The output of the get_tfidf function may be given directly to the LDA function in the package topicmodels. The topic model function requires raw counts, so the type variable in get_tfidf is set to tf; the results may then be directly piped to LDA.
library(topicmodels)
tm <- cnlp_get_token(sotu) %>%
  filter(pos %in% c("NN", "NNS")) %>%
  cnlp_get_tfidf(min_df = 0.05, max_df = 0.95, type = "tf", tf_weight = "raw") %$%
  LDA(tf, k = 16, control = list(verbose = 1))The topics, ordered by approximate time period, are visualized below:
Most topics persist for a few decades and then largely disappear, though some persist over non-contiguous periods of the presidency. The Energy topic, for example, appears during the 1950s and crops up again during the energy crisis of the 1970s. The “world, man, freedom, force, defense” topic peaks during both World Wars, but is absent during the 1920s and early 1930s.
Finally, the cleanNLP data model is also convenient for building predictive models. The State of the Union corpus does not lend itself to an obviously applicable prediction problem. A classifier that distinguishes speeches made by George W. Bush and Barrack Obama will be constructed here for the purpose of illustration. As a first step, a term-frequency matrix is extracted using the same technique as was used with the topic modeling function. However, here the frequency is computed for each sentence in the corpus rather than the document as a whole. The ability to do this seamlessly with a single additional mutate function defining a new id illustrates the flexibility of the get_tfidf function.
df <- cnlp_get_token(sotu) %>%
  left_join(cnlp_get_document(sotu)) %>%
  filter(year > 2000) %>%
  mutate(new_id = paste(id, sid, sep = "-")) %>%
  filter(pos %in% c("NN", "NNS"))
mat <- cnlp_get_tfidf(df, min_df = 0, max_df = 1, type = "tf",
                 tf_weight = "raw", doc_var = "new_id")It will be necessary to define a response variable y indicating whether this is a speech made by President Obama as well as a training flag indicating which speeches were made in odd numbered years. This is done via a separate table join and a pair of mutations.

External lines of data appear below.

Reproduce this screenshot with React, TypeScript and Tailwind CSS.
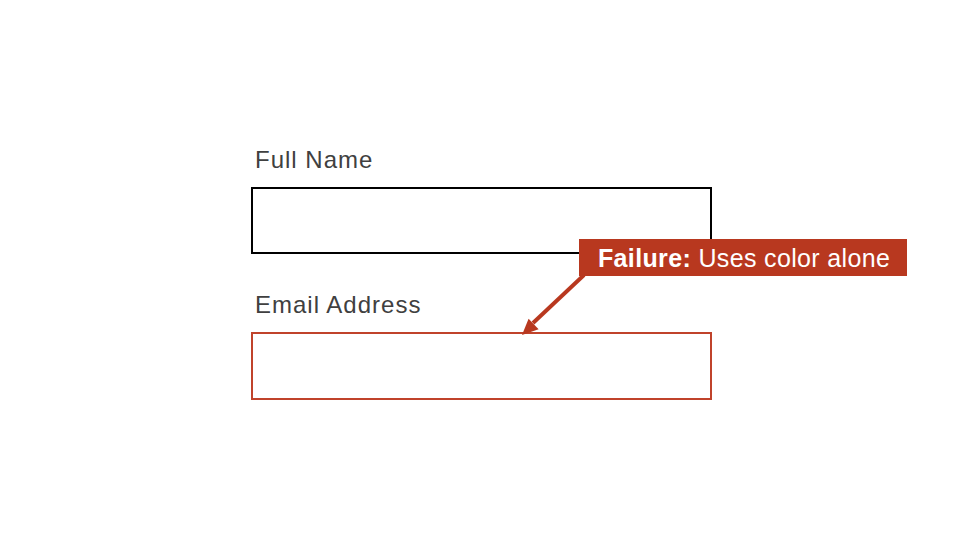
import React from "react";

export default function App() {
  const font = { fontFamily: '"Liberation Sans", Arial, sans-serif' };
  return (
    <div className="relative w-[960px] h-[540px] bg-white overflow-hidden" style={font}>
      <div className="flex flex-col pl-[251px] pt-[146px]">
        <div className="ml-[4px] text-[24px] leading-[28px] tracking-[1px] text-[#404040]">Full Name</div>
        <div className="mt-[13px] w-[461px] h-[67px] border-2 border-black bg-white" />
        <div className="mt-[37px] ml-[4px] text-[24px] leading-[28px] tracking-[1px] text-[#404040]">Email Address</div>
        <div className="mt-[13px] w-[461px] h-[68px] border-2 border-[#c0432b] bg-white" />
      </div>

      <svg className="absolute left-0 top-0" width="960" height="540" viewBox="0 0 960 540">
        <line x1="584" y1="275" x2="533" y2="323" stroke="#b8381f" strokeWidth="4" />
        <polygon points="522,335 538.6,329.3 528.6,318.7" fill="#b8381f" />
      </svg>

      <div className="absolute left-[579px] top-[239px] w-[328px] h-[37px] bg-[#b8381f] flex items-center pl-[19px] text-white text-[25px] leading-[30px] tracking-[0.35px]">
        <span className="font-bold">Failure:</span>
        <span>&nbsp;Uses color alone</span>
      </div>
    </div>
  );
}
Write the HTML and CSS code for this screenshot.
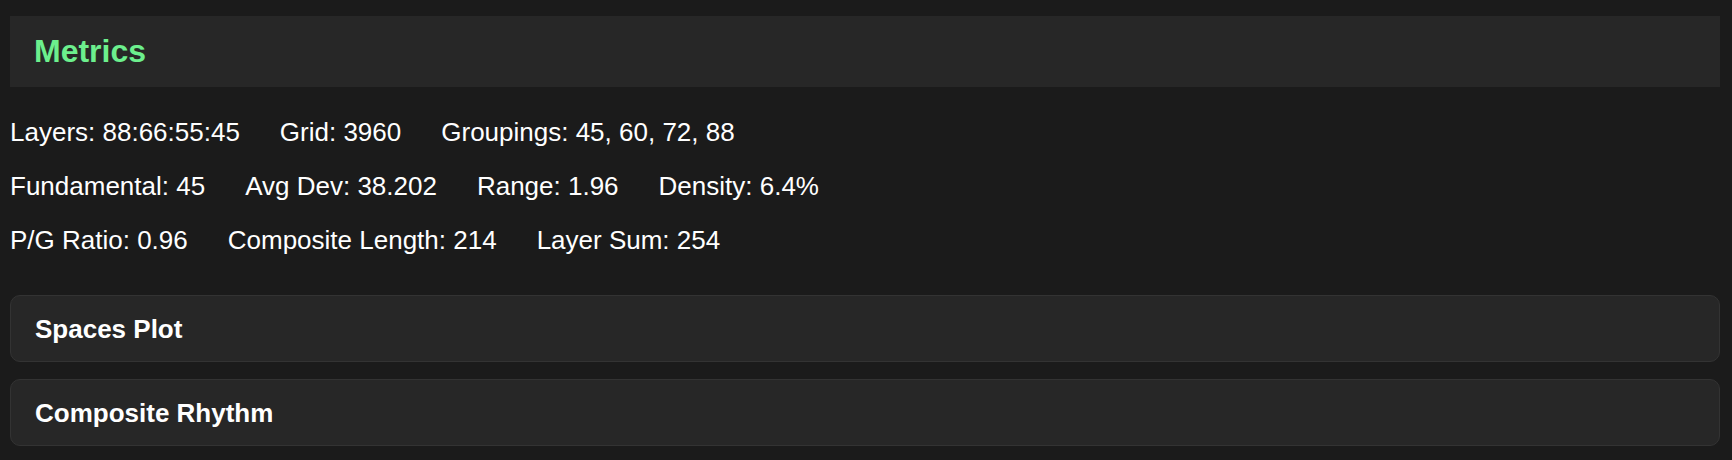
FILE: index.html
```html
<!DOCTYPE html>
<html lang="en">
<head>
<meta charset="utf-8">
<title>Metrics</title>
<link rel="stylesheet" href="styles.css">
</head>
<body>
<main class="page">
  <header class="panel-header">
    <h2 class="panel-title">Metrics</h2>
  </header>
  <section class="metrics">
    <div class="metric-row">
      <span class="metric">Layers: 88:66:55:45</span>
      <span class="metric">Grid: 3960</span>
      <span class="metric">Groupings: 45, 60, 72, 88</span>
    </div>
    <div class="metric-row">
      <span class="metric">Fundamental: 45</span>
      <span class="metric">Avg Dev: 38.202</span>
      <span class="metric">Range: 1.96</span>
      <span class="metric">Density: 6.4%</span>
    </div>
    <div class="metric-row">
      <span class="metric">P/G Ratio: 0.96</span>
      <span class="metric">Composite Length: 214</span>
      <span class="metric">Layer Sum: 254</span>
    </div>
  </section>
  <section class="sections">
    <details class="collapsible">
      <summary class="collapsible-title">Spaces Plot</summary>
    </details>
    <details class="collapsible">
      <summary class="collapsible-title">Composite Rhythm</summary>
    </details>
  </section>
</main>
</body>
</html>
```

FILE: styles.css
```css
html, body {
  margin: 0;
  padding: 0;
  background: #1b1b1b;
}

body {
  font-family: "Liberation Sans", Arial, Helvetica, sans-serif;
  color: #ffffff;
}

.page {
  padding: 16px 12px 0 10px;
  display: flex;
  flex-direction: column;
}

.panel-header {
  background: #272727;
  padding: 17px 24px;
}

.panel-title {
  margin: 0;
  font-size: 32px;
  line-height: 37px;
  font-weight: 700;
  color: #6cef8d;
}

.metrics {
  margin-top: 30px;
  display: flex;
  flex-direction: column;
  gap: 24px;
  font-size: 26px;
  line-height: 30px;
}

.metric-row {
  display: flex;
  gap: 40px;
}

.sections {
  margin-top: 40px;
  display: flex;
  flex-direction: column;
  gap: 17px;
}

.collapsible {
  background: #272727;
  border: 1px solid #333333;
  border-radius: 10px;
}

.collapsible-title {
  list-style: none;
  padding: 18px 24px 17px;
  font-size: 26px;
  line-height: 30px;
  font-weight: 700;
  cursor: pointer;
}

.collapsible-title::-webkit-details-marker {
  display: none;
}
```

meta <- data_frame(new_id = mat$doc_) %>%
  left_join(df[!duplicated(df$new_id),]) %>%
  mutate(y = as.numeric(president == "Barack Obama")) %>%
  mutate(train = year %in% seq(2001,2016, by = 2))The output may now be used as input to the elastic net function provided by the glmnet package. The response is set to the binomial family given the binary nature of the response and training is done on only those speeches occurring in odd-numbered years. Cross-validation is used in order to select the best value of the model’s tuning parameter.
library(glmnet)
model <- cv.glmnet(mat$tf[meta$train,], meta$y[meta$train], family = "binomial")A boxplot of the predicted classes for each address is given below:
The algorithm does a very good job of separating the speeches. Looking at the odd years versus even years (the training and testing sets, respectively) indicates that the model has not been over-fit.

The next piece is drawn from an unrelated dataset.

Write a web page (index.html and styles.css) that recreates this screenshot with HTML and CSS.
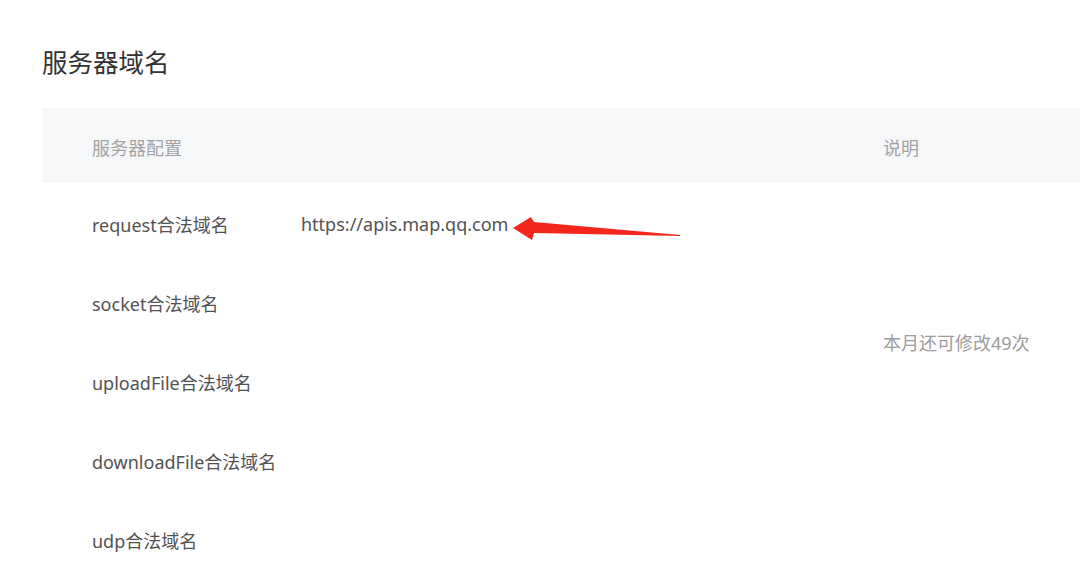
FILE: index.html
```html
<!DOCTYPE html>
<html lang="zh-CN">
<head>
<meta charset="utf-8">
<title>服务器域名</title>
<link rel="stylesheet" href="styles.css">
</head>
<body>
<div class="page">
  <h1 class="title">服务器域名</h1>
  <div class="table">
    <div class="thead">
      <div class="th">服务器配置</div>
      <div class="th"></div>
      <div class="th">说明</div>
    </div>
    <div class="tbody">
      <div class="cell label r1">request合法域名</div>
      <div class="cell value r1">https://apis.map.qq.com</div>
      <div class="cell label r2">socket合法域名</div>
      <div class="cell label r3">uploadFile合法域名</div>
      <div class="cell label r4">downloadFile合法域名</div>
      <div class="cell label r5">udp合法域名</div>
      <div class="cell desc">本月还可修改49次</div>
    </div>
    <svg class="arrow" width="172" height="26" viewBox="0 0 172 26" aria-hidden="true">
      <polygon points="1,12 19,1 22,6 168,19 168,20 22,17 20,24" fill="#f4261c"/>
    </svg>
  </div>
</div>
</body>
</html>
```

FILE: styles.css
```css
html, body {
  margin: 0;
  padding: 0;
  background: #ffffff;
  overflow: hidden;
}
body {
  font-family: "Noto Sans", "Noto Sans CJK SC", sans-serif;
  width: 1080px;
  height: 578px;
}
.page {
  padding-left: 42px;
  padding-top: 44px;
}
.title {
  margin: 0;
  font-size: 25.5px;
  font-weight: 400;
  color: #333333;
  line-height: 36px;
  height: 64px;
}
.table {
  position: relative;
}
.thead,
.tbody {
  display: grid;
  grid-template-columns: 209px 582px 1fr;
  padding-left: 50px;
}
.thead {
  background: #f6f7f9;
  height: 75px;
  align-items: center;
}
.th {
  font-size: 18px;
  color: #a3a3a3;
  padding-top: 2px;
}
.tbody {
  grid-template-rows: repeat(5, 79px);
}
.cell {
  display: flex;
  align-items: center;
  padding-top: 2px;
  font-size: 18px;
  color: #525252;
}
.label { grid-column: 1; }
.value { grid-column: 2; }
.r1 { grid-row: 1; }
.r2 { grid-row: 2; }
.r3 { grid-row: 3; }
.r4 { grid-row: 4; }
.r5 { grid-row: 5; }
.desc {
  grid-column: 3;
  grid-row: 1 / 5;
  color: #9c9c9c;
}
.arrow {
  position: absolute;
  left: 470px;
  top: 108px;
}
```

One benefit of the penalized linear regression model is that it is possible to interpret the coefficients in a meaningful way. Here are the non-zero elements of the regression vector, coded as whether the have a positive (more Obama) or negative (more Bush) sign:
beta <- coef(model, s = model[["lambda"]][11])[-1]
sprintf("%s (%d)", mat$vocab, sign(beta))[beta != 0]## [1] "job (1)"          "business (1)"     "family (1)"       "government (-1)"
## [5] "home (1)"         "citizen (-1)"     "terrorist (-1)"   "freedom (-1)"
## [9] "education (1)"    "college (1)"      "weapon (-1)"      "deficit (1)"
## [13] "company (1)"      "enemy (-1)"       "peace (-1)"       "terror (-1)"
## [17] "hope (-1)"        "drug (-1)"        "kid (1)"          "regime (-1)"
## [21] "crisis (1)"       "industry (1)"     "class (1)"        "income (-1)"
## [25] "need (-1)"        "fact (1)"         "relief (-1)"      "bank (1)"
## [29] "liberty (-1)"     "society (-1)"     "account (-1)"     "duty (-1)"
## [33] "folk (1)"         "compassion (-1)"  "environment (-1)" "inspector (-1)"These generally seem as expected given the main policy topics of focus under each administration. During most of the Bush presidency, as mentioned before, the focus was on national security and foreign policy. Obama, on the other hand, inherited the recession of 2008 and was far more focused on the overall economic policy.